> _Your goal_: Give back each entry unchanged, minus pictures.

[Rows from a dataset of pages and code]
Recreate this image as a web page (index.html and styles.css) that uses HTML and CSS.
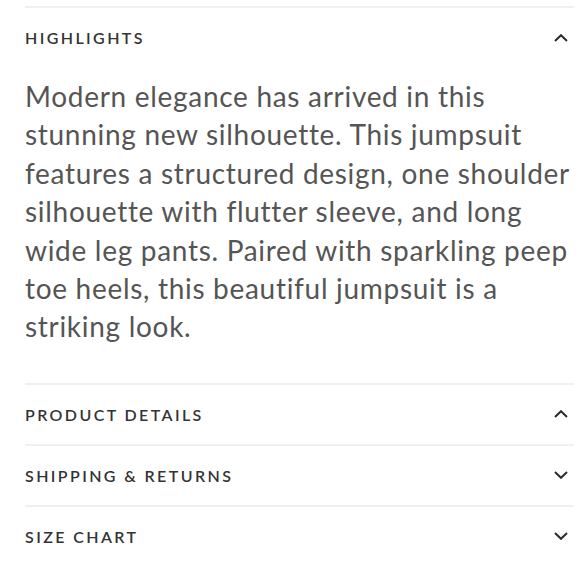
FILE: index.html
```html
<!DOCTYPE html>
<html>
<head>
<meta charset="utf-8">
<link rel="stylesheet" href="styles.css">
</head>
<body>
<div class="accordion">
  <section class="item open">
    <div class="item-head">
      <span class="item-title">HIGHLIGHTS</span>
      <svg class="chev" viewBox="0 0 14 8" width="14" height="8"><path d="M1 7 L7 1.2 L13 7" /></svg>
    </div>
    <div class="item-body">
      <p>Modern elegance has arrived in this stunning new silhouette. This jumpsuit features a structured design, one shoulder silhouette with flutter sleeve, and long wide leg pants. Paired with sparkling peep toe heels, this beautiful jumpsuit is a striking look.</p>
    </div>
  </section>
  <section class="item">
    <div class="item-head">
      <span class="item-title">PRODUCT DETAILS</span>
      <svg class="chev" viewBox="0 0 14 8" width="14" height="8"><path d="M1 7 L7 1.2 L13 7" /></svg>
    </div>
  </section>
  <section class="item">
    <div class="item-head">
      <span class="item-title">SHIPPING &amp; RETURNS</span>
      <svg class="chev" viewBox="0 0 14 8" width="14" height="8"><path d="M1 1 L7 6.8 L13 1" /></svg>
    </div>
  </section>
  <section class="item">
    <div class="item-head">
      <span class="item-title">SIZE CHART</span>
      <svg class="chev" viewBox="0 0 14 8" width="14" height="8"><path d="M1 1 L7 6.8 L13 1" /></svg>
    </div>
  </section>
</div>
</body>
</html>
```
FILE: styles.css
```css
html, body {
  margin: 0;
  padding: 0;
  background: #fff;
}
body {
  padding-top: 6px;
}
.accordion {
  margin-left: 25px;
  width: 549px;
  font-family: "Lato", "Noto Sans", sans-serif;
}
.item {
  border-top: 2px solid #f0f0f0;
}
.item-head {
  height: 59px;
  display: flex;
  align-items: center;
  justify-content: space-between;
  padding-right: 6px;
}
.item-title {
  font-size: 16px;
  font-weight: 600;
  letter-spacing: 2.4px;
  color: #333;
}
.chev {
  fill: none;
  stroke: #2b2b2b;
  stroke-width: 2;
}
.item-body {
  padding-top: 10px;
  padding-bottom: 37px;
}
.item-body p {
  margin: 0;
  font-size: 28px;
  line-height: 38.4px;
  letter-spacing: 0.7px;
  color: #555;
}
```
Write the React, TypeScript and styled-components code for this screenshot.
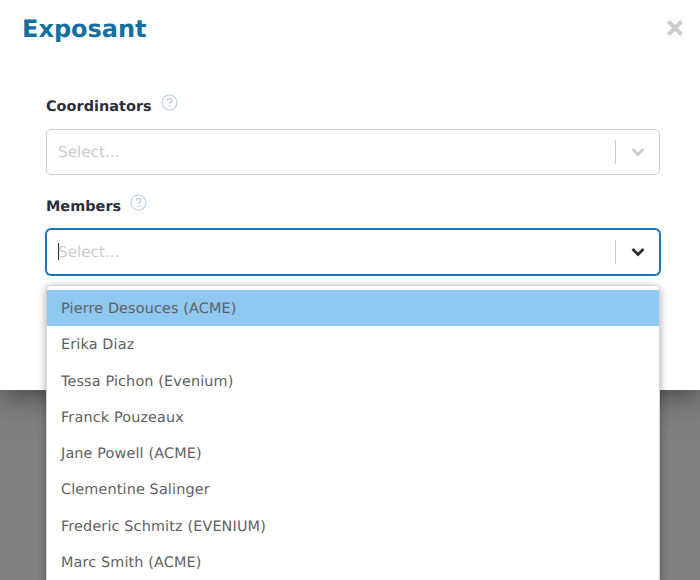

> _Output below_:
Recreate this image as a web page (index.html and styles.css) that uses HTML and CSS.
FILE: index.html
```html
<!DOCTYPE html>
<html>
<head>
<meta charset="utf-8">
<link rel="stylesheet" href="styles.css">
</head>
<body>
<div class="accordion">
  <section class="item open">
    <div class="item-head">
      <span class="item-title">HIGHLIGHTS</span>
      <svg class="chev" viewBox="0 0 14 8" width="14" height="8"><path d="M1 7 L7 1.2 L13 7" /></svg>
    </div>
    <div class="item-body">
      <p>Modern elegance has arrived in this stunning new silhouette. This jumpsuit features a structured design, one shoulder silhouette with flutter sleeve, and long wide leg pants. Paired with sparkling peep toe heels, this beautiful jumpsuit is a striking look.</p>
    </div>
  </section>
  <section class="item">
    <div class="item-head">
      <span class="item-title">PRODUCT DETAILS</span>
      <svg class="chev" viewBox="0 0 14 8" width="14" height="8"><path d="M1 7 L7 1.2 L13 7" /></svg>
    </div>
  </section>
  <section class="item">
    <div class="item-head">
      <span class="item-title">SHIPPING &amp; RETURNS</span>
      <svg class="chev" viewBox="0 0 14 8" width="14" height="8"><path d="M1 1 L7 6.8 L13 1" /></svg>
    </div>
  </section>
  <section class="item">
    <div class="item-head">
      <span class="item-title">SIZE CHART</span>
      <svg class="chev" viewBox="0 0 14 8" width="14" height="8"><path d="M1 1 L7 6.8 L13 1" /></svg>
    </div>
  </section>
</div>
</body>
</html>
```
FILE: styles.css
```css
html, body {
  margin: 0;
  padding: 0;
  background: #fff;
}
body {
  padding-top: 6px;
}
.accordion {
  margin-left: 25px;
  width: 549px;
  font-family: "Lato", "Noto Sans", sans-serif;
}
.item {
  border-top: 2px solid #f0f0f0;
}
.item-head {
  height: 59px;
  display: flex;
  align-items: center;
  justify-content: space-between;
  padding-right: 6px;
}
.item-title {
  font-size: 16px;
  font-weight: 600;
  letter-spacing: 2.4px;
  color: #333;
}
.chev {
  fill: none;
  stroke: #2b2b2b;
  stroke-width: 2;
}
.item-body {
  padding-top: 10px;
  padding-bottom: 37px;
}
.item-body p {
  margin: 0;
  font-size: 28px;
  line-height: 38.4px;
  letter-spacing: 0.7px;
  color: #555;
}
```
Write the React, TypeScript and styled-components code for this screenshot.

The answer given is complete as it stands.